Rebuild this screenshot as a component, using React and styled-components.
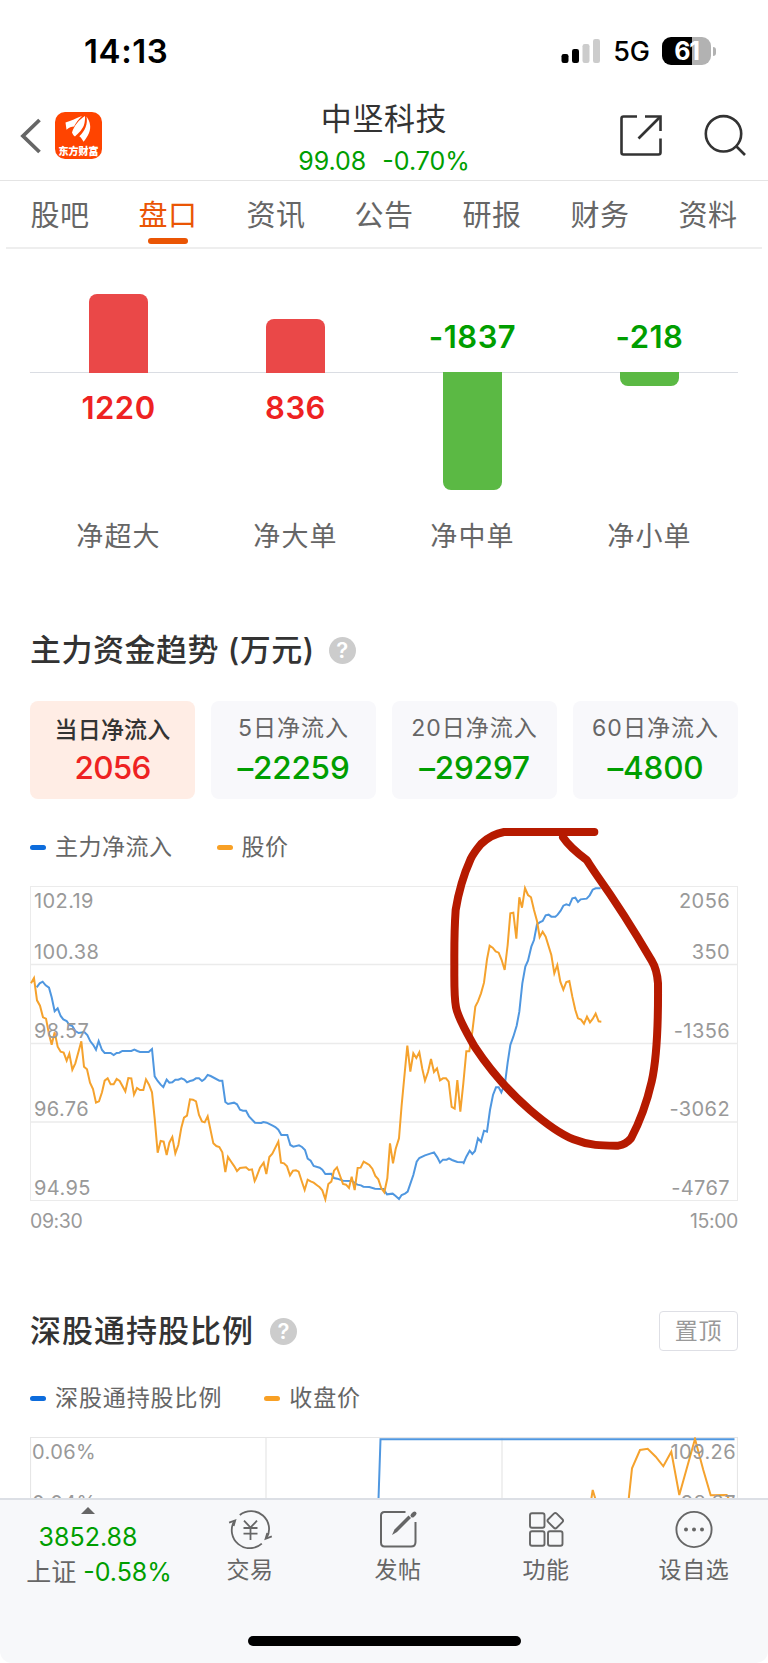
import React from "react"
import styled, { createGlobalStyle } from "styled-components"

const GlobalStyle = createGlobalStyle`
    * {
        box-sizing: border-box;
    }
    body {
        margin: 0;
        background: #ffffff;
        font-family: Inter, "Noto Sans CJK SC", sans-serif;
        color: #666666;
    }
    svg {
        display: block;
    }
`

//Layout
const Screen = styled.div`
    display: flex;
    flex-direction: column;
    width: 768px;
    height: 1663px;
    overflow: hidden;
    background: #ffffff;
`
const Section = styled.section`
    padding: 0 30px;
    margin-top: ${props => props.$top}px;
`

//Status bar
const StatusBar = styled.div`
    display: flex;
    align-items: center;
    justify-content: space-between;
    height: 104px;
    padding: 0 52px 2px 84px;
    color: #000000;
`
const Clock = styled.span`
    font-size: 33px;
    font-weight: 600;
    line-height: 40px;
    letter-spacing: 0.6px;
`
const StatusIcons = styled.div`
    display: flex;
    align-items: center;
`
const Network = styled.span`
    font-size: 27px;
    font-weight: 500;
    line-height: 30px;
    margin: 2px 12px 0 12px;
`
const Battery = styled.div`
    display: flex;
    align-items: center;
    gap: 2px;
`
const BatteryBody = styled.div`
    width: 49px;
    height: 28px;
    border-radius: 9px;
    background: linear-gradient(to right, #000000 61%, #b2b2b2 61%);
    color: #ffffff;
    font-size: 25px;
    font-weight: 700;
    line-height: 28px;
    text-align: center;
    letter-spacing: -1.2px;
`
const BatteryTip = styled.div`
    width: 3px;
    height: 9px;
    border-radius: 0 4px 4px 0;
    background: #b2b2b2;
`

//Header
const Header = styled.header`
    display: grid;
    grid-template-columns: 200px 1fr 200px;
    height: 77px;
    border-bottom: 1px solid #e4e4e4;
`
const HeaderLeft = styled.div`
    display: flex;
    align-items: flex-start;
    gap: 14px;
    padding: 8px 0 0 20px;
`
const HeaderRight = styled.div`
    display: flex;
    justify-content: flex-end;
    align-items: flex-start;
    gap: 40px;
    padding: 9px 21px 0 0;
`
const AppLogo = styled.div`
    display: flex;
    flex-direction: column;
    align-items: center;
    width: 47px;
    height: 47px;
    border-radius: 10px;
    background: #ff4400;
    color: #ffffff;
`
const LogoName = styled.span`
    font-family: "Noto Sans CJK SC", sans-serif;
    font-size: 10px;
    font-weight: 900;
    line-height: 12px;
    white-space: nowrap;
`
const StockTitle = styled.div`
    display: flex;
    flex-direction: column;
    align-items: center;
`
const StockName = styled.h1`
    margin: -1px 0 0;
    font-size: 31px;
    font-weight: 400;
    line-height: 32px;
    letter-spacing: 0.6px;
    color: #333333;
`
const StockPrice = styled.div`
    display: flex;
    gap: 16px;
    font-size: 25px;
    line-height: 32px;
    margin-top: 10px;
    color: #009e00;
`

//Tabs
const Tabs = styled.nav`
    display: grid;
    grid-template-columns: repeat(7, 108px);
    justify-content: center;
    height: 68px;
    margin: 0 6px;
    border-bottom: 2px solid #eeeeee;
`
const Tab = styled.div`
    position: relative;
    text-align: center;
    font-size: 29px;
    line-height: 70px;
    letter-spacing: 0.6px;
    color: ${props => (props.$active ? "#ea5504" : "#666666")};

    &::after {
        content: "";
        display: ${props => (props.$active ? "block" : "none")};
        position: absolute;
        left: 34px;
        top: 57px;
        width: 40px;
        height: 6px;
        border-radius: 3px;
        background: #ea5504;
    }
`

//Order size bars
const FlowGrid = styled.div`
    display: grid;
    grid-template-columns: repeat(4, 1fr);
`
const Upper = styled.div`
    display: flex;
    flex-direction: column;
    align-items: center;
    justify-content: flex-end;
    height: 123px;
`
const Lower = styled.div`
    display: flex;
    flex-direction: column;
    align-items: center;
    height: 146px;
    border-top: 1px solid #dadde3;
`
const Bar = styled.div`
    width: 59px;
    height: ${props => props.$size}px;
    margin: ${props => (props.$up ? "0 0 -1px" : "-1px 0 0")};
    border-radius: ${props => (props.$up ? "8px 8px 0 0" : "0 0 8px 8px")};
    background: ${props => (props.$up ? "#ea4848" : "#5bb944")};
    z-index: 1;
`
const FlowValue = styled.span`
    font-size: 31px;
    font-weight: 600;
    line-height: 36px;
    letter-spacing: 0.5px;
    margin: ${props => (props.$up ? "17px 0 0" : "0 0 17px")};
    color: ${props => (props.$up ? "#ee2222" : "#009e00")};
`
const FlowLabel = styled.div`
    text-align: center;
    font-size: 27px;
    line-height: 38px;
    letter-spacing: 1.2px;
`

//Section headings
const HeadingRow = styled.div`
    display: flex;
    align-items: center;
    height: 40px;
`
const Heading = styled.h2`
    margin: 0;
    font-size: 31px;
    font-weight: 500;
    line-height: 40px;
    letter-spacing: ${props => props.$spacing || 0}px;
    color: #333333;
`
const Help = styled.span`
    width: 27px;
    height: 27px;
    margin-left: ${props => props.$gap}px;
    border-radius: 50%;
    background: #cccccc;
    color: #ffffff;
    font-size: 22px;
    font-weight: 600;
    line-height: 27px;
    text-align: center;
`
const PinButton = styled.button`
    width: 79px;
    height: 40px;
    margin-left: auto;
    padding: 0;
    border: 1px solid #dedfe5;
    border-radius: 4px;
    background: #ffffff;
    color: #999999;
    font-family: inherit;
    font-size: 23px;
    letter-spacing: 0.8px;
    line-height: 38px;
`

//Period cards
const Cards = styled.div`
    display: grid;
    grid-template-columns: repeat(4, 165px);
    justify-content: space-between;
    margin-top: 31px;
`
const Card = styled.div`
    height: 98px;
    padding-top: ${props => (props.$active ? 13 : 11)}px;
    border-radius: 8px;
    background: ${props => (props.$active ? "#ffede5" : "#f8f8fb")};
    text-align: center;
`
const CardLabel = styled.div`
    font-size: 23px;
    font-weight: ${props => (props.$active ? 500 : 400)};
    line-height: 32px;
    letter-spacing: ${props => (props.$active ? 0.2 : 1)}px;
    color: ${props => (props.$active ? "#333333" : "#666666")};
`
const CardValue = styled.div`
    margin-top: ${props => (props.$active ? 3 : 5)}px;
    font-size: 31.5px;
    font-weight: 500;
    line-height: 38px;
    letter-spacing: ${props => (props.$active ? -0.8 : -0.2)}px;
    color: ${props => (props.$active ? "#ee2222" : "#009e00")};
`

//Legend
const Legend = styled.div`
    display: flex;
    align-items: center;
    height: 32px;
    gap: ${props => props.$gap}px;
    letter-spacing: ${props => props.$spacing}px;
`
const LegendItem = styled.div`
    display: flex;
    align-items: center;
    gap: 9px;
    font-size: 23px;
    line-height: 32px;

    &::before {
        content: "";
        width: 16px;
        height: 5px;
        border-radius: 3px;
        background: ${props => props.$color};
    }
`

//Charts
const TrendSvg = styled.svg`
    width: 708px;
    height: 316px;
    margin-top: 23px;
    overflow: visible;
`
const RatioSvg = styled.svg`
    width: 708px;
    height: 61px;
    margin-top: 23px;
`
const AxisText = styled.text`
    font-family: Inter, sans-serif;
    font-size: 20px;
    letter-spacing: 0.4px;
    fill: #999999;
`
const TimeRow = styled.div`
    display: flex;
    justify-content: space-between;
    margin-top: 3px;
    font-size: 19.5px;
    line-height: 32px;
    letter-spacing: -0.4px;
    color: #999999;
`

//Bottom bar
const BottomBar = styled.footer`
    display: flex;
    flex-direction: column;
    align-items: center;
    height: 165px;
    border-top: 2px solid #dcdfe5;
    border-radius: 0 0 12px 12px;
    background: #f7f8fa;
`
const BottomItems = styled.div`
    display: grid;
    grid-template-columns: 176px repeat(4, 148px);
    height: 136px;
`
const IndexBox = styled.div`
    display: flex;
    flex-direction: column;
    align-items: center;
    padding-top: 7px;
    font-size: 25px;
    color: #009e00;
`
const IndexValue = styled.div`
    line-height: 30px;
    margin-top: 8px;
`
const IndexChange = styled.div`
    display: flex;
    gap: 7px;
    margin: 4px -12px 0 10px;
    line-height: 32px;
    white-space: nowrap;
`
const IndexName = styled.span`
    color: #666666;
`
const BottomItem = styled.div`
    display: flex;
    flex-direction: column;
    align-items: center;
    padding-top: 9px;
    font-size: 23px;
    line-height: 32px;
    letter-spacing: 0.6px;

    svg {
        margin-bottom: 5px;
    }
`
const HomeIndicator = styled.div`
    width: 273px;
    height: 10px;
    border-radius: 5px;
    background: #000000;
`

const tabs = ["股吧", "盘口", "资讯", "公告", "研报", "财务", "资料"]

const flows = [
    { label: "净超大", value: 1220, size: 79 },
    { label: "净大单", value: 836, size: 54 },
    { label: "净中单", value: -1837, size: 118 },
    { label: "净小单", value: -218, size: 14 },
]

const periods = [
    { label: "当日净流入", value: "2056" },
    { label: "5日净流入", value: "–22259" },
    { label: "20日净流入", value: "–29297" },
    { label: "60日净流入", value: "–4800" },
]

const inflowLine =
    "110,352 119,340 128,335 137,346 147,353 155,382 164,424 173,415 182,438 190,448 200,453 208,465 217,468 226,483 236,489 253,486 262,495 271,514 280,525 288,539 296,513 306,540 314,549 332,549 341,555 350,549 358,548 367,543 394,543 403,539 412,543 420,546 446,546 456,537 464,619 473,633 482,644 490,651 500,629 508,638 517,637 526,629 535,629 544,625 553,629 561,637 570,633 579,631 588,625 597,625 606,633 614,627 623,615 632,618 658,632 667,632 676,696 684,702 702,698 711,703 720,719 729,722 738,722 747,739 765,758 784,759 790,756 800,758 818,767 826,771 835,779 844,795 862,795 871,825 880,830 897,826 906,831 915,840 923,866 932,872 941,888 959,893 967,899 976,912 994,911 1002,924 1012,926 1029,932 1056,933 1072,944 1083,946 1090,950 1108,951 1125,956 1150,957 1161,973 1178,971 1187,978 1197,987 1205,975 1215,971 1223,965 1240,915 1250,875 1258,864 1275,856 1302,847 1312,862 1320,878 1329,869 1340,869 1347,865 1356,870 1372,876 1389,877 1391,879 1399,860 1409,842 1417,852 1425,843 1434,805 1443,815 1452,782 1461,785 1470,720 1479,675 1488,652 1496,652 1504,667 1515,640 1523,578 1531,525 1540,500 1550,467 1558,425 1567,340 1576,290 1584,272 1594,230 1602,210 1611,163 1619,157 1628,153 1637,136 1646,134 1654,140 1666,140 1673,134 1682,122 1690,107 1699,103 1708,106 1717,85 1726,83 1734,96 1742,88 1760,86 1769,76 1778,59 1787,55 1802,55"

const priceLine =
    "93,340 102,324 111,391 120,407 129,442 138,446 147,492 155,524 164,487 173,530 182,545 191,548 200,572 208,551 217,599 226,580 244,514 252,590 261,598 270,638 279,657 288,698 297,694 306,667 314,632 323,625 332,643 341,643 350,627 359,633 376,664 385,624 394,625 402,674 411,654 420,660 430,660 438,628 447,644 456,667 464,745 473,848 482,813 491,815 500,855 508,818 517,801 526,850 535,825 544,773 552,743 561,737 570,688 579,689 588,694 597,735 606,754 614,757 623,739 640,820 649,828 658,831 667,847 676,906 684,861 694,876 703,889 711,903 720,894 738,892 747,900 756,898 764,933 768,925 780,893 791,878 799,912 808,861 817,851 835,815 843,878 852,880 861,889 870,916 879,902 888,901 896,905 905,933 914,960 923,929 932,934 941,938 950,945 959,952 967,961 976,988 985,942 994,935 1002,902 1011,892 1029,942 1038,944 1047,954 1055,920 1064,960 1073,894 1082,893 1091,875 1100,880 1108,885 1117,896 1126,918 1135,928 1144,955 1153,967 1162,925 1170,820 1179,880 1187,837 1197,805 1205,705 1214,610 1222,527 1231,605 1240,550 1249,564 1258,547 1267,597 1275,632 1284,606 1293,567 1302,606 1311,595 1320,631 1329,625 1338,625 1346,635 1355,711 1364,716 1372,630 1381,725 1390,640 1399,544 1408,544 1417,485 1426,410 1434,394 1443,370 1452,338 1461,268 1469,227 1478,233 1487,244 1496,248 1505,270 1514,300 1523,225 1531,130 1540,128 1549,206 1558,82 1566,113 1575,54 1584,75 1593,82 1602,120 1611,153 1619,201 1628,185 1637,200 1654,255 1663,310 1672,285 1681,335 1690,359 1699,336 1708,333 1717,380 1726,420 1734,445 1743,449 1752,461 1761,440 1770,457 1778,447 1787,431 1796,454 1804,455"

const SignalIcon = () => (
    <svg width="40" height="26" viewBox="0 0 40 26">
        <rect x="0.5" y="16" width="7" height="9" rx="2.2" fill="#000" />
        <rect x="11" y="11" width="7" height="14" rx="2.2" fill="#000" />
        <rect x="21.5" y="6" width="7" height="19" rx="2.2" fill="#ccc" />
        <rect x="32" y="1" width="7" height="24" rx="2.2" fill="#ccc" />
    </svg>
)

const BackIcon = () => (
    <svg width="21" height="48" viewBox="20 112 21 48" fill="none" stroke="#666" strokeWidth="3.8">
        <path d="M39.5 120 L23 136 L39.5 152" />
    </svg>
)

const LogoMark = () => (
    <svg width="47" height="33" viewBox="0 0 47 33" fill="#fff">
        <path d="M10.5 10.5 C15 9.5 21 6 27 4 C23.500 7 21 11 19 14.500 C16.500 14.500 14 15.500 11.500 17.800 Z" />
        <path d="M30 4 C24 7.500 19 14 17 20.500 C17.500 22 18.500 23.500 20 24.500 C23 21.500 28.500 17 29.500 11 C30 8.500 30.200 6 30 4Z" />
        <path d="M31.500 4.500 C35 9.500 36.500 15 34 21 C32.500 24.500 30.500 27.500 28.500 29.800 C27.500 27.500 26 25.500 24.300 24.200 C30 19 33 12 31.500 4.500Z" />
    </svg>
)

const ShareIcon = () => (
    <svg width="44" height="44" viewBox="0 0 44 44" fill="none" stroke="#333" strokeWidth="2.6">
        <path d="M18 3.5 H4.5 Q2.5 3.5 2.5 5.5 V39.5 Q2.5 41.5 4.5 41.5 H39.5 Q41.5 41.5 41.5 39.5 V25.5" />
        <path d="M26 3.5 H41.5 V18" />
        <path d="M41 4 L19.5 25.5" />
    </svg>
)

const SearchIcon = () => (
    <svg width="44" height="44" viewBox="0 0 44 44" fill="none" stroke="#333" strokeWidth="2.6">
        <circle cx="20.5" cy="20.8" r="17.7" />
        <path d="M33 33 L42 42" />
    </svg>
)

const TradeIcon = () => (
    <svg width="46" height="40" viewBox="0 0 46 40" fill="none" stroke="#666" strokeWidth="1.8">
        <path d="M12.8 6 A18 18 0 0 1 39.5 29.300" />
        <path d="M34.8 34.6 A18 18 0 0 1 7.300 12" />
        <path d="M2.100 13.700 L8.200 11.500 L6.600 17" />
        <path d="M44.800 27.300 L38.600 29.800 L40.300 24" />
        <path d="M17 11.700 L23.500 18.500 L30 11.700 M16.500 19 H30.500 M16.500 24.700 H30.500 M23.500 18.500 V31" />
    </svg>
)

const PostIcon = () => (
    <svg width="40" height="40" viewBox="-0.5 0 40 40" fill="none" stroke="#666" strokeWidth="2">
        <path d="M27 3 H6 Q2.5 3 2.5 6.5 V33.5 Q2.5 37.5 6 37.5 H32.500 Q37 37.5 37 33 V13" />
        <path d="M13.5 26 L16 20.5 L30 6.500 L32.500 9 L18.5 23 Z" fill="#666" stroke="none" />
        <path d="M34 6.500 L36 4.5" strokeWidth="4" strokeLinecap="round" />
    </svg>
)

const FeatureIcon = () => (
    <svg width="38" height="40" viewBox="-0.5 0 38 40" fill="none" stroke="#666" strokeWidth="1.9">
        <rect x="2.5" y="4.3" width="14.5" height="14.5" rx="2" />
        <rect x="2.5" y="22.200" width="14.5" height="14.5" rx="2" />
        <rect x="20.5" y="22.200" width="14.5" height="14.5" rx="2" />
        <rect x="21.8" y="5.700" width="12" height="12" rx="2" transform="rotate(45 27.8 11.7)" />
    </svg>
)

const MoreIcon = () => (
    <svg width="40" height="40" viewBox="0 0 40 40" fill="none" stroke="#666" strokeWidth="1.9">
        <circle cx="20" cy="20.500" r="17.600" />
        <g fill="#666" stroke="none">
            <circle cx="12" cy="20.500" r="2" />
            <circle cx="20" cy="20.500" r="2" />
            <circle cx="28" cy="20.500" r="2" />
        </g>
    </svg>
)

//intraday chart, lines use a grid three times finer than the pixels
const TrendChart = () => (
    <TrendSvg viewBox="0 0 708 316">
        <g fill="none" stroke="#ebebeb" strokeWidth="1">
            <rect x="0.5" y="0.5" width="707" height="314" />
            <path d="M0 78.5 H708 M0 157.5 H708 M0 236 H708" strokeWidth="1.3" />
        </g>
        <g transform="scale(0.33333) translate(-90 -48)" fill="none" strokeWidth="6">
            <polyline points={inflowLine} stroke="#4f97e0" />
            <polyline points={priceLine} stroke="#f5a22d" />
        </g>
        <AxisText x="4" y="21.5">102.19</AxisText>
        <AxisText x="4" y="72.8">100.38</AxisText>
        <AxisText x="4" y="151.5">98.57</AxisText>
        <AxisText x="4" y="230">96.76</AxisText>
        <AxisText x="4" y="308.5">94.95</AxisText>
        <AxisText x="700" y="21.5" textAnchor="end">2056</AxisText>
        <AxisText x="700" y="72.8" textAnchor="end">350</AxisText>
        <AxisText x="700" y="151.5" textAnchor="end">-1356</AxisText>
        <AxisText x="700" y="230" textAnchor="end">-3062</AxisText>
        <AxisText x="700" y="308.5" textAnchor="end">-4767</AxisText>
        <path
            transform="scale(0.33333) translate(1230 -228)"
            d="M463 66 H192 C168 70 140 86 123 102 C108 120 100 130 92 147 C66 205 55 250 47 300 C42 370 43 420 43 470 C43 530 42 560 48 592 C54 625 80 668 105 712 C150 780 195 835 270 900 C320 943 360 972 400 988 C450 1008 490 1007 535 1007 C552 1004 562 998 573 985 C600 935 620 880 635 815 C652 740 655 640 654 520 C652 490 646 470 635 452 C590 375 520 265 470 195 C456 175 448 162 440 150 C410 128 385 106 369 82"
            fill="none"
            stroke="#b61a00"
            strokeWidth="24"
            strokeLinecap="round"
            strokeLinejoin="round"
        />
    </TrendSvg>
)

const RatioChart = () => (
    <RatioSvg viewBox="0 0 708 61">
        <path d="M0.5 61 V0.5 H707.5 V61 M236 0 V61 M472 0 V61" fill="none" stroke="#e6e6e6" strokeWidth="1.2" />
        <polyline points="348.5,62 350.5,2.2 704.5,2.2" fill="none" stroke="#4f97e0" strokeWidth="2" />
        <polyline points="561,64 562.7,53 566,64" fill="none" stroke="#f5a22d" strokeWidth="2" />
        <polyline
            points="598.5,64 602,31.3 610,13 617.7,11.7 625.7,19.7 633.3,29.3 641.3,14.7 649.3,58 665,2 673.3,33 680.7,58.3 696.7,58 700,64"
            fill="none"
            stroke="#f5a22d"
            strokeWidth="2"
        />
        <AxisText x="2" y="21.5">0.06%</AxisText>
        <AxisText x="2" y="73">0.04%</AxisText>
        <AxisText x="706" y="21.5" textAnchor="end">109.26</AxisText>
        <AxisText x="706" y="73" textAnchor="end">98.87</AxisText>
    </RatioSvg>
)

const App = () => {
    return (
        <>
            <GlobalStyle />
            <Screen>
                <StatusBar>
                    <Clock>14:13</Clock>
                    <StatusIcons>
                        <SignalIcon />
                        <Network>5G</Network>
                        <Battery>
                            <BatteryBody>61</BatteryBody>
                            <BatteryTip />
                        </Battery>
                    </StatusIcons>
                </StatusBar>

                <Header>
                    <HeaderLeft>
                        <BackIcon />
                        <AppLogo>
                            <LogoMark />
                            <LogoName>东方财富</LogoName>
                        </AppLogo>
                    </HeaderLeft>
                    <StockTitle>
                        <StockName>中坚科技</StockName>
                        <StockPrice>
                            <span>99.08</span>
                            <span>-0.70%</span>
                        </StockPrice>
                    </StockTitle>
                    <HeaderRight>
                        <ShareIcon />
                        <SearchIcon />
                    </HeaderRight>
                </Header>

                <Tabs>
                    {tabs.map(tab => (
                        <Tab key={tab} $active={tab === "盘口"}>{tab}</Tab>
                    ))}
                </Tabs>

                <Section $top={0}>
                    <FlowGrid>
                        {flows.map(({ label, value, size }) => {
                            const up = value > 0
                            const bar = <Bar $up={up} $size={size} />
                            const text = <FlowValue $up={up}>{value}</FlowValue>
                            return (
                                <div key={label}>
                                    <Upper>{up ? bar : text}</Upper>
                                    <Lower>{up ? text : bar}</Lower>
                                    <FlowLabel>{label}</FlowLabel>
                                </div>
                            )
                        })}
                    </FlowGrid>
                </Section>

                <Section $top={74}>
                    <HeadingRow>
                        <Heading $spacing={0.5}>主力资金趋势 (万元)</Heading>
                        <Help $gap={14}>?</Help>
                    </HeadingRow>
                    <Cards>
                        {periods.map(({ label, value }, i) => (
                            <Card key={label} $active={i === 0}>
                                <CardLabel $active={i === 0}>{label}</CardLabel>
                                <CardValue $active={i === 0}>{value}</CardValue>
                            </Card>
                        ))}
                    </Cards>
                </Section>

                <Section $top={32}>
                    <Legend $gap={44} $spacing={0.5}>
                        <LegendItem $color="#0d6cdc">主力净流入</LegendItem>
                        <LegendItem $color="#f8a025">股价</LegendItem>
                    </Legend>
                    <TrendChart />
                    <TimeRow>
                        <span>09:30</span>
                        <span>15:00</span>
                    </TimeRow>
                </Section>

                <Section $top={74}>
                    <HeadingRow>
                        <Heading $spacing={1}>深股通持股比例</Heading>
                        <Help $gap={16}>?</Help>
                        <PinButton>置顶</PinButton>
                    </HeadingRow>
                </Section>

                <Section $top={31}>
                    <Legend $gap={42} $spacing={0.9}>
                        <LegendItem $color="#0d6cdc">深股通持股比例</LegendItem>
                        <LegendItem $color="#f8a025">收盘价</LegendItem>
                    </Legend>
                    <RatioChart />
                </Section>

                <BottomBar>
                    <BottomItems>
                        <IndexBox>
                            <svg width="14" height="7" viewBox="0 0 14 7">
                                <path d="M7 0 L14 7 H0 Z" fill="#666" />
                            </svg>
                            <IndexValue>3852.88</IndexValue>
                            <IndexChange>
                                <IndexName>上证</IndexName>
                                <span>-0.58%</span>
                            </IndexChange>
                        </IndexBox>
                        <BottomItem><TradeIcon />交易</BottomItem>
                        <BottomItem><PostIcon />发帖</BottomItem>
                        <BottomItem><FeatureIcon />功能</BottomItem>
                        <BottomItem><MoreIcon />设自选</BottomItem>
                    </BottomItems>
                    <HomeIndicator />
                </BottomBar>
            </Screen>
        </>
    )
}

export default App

┄┄┄┄┄┄┄┄┄┄┄┄┄┄┄┄┄┄┄┄

WORK INSTRUCTIONS: Show the lines that mention the word "components".

TASK OUTPUT:
Rebuild this screenshot as a component, using React and styled-components.
import styled, { createGlobalStyle } from "styled-components"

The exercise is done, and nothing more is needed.